Pattern-based Modeling and Development of Interactive Information Systems

Jürgen Engel, Christian Herdin, Christian Märtin, Universtität Augsburg

The project p.i.t.c.h. (pattern-based interactive tools for improved communication habits in knowledge transfers) was conducted by the Automation in Usability Engineering group (AUE) at Augsburg University of Applied Sciences in cooperation with two medium-sized enterprises with engineering and production background and several partners from communication sciences and the knowledge management domain. Several use scenarios have been defined considering recurring workflows, related knowledge demands and communication factors. Three use scenarios have been selected for the prototypical implementation: profile board, info log and collaborative reporting.

In order to design and develop well-structured and associative multimedia user interfaces for accessing and sharing the organizational knowledge, we applied a hierarchical pattern-language approach that uses various pattern-types on different levels of abstraction to cover all UI-related aspects of knowledge sharing applications. In this sense, the three above mentioned use scenarios can be regarded as patterns of the highest abstraction level, which are iteratively substantiated by patterns of lower abstractions. The resulting pattern hierarchy is used within a semi-automated user interface generation process which combines model-based and pattern-based development techniques. By exploiting information inherent to task-models and the patterns and their relationships inside the pattern hierarchy it is intended to achieve a maximum degree of automation for the generation of artifacts from abstract and semi-abstract user interface models down to the resulting UI source code.
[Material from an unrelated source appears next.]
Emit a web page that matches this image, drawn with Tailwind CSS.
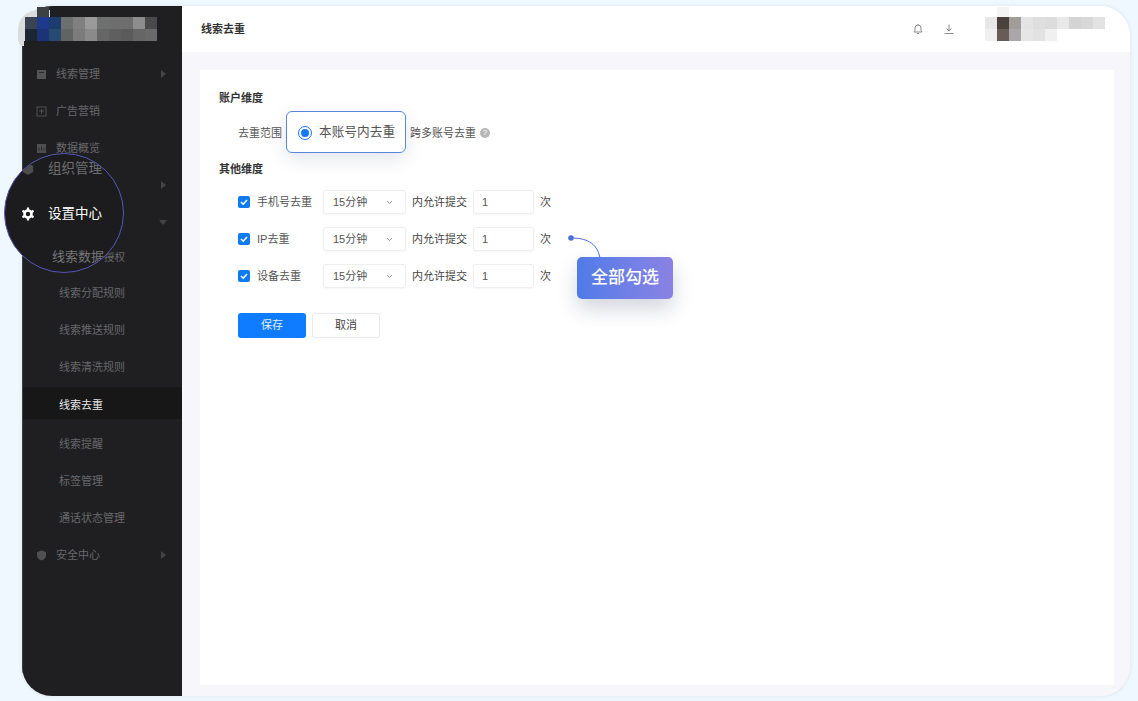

In a first step the .p.i.t.c.h. application was realized for desktop computers with large screens (15 in. or bigger) and high resolution (1024×768 px. or better). After this it appeared the demand to have the application also available on mobile devices. Therefore it was necessary to redesign the user interface in order to support small displays with the size of 35×41 mm (or alike) and a resolution of 176×208 px. (or alike).

Such context changes can be facilitated by transforming patterns and potentially their relationships inside the pattern hierarchy. Basically there exist three different types of pattern-based transformations. At first there is the option to use the same pattern in the source as well as in the target context, i.e. the sameness on an abstract pattern-level. A second possibility is to apply the same pattern, but to vary in extensiveness, e.g. to include more or less items in a menu bar or to incorporate much or sparse content into a screen. The third option is to completely reorganize the structure and replace patterns by one or multiple different ones. Basically multiple equivalent pattern transformations may coexist for a specific pattern and a specific context, i.e. that you have transformation alternatives.

The intended paper will show details of the used pattern definitions and transformation rules which are necessary to migrate an application’s user interface to a different context of use.